President Nicos Anastasiades’ proposal to Turkish Cypriot leader Mustafa Akinci on the issue of hydrocarbons, submitted during their informal meeting in early August, involves the creation of an escrow account that would safeguard the Turkish Cypriot community’s share from the natural gas proceeds, it was confirmed on Wednesday.
Speaking on CyBC radio, undersecretary to the president Vasilis Palmas said that in its briefing on Tuesday, the national council heard that Anastasiades’ proposal ensures that through the account, the Turkish Cypriot community will be able to immediately reap its share of the profits – 30 per cent based on its population proportion – once money begins flowing into the hydrocarbons fund, expected in 2022.

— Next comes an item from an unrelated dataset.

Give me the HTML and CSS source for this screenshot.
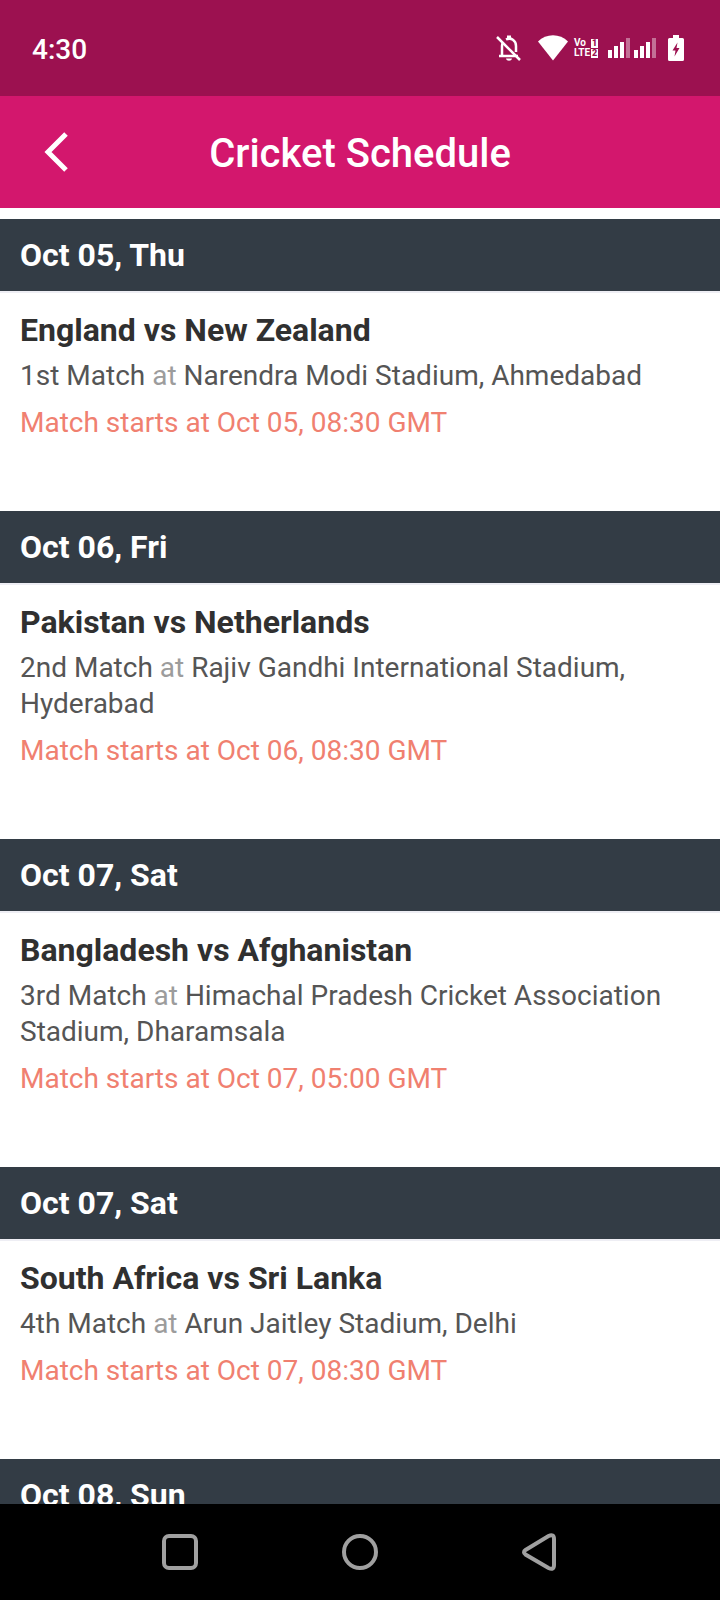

But the proposal carries the condition that Turkey adopts the UN Convention on the Law of the Sea and agrees to delineate its exclusive economic zone (EEZ) with respect to that of Cyprus, a move that if accepted would terminate Turkish drilling off the Cyprus coast and de-escalate tension.
A recognition of the Cyprus EEZ would also automatically signal Turkey’s recognition of the Republic of Cyprus.
In addition to the escrow account, Anastasiades’ proposal includes the creation of mechanism allowing the Turkish Cypriot community to remain informed of decisions and developments regarding the management of natural gas.
The proposal, reports say, was a major retreat for the Greek Cypriot side, as the move was being reserved as a negotiating card in the event of a new round of talks, as the presidency views the management of natural gas a matter for sovereign states.
As such, the right for Turkish Cypriot participation in reaping the benefits of hydrocarbons comes with the prerequisite that Turkey agrees to outline the Cyprus EEZ.
The non-recognition of the Turkish Cypriot administration as a sovereign state by the Republic of Cyprus was the basis for the rejection of the proposal submitted by Akinci in July for the formation of a joint committee for the management of natural gas.
An alternative course of action was verbally proposed during the leaders’ informal meeting on August 9, where the issue of hydrocarbons management formed the main sticking point.
The proposal appears to have been well received by Akinci, who asked for it in writing. Later in August, Anastasiades sent the proposal to Akinci via a non-paper, before it was passed on Turkey which has yet to comment on the matter.
The news comes as a backdrop to the ongoing efforts for the establishment of a set of terms of reference that will allow the resumption of peace talks. Back-to-back meetings by UN envoy Jane Holl Lute with the two leaders since Sunday suggest that the two leaders could be edging closer to an agreement.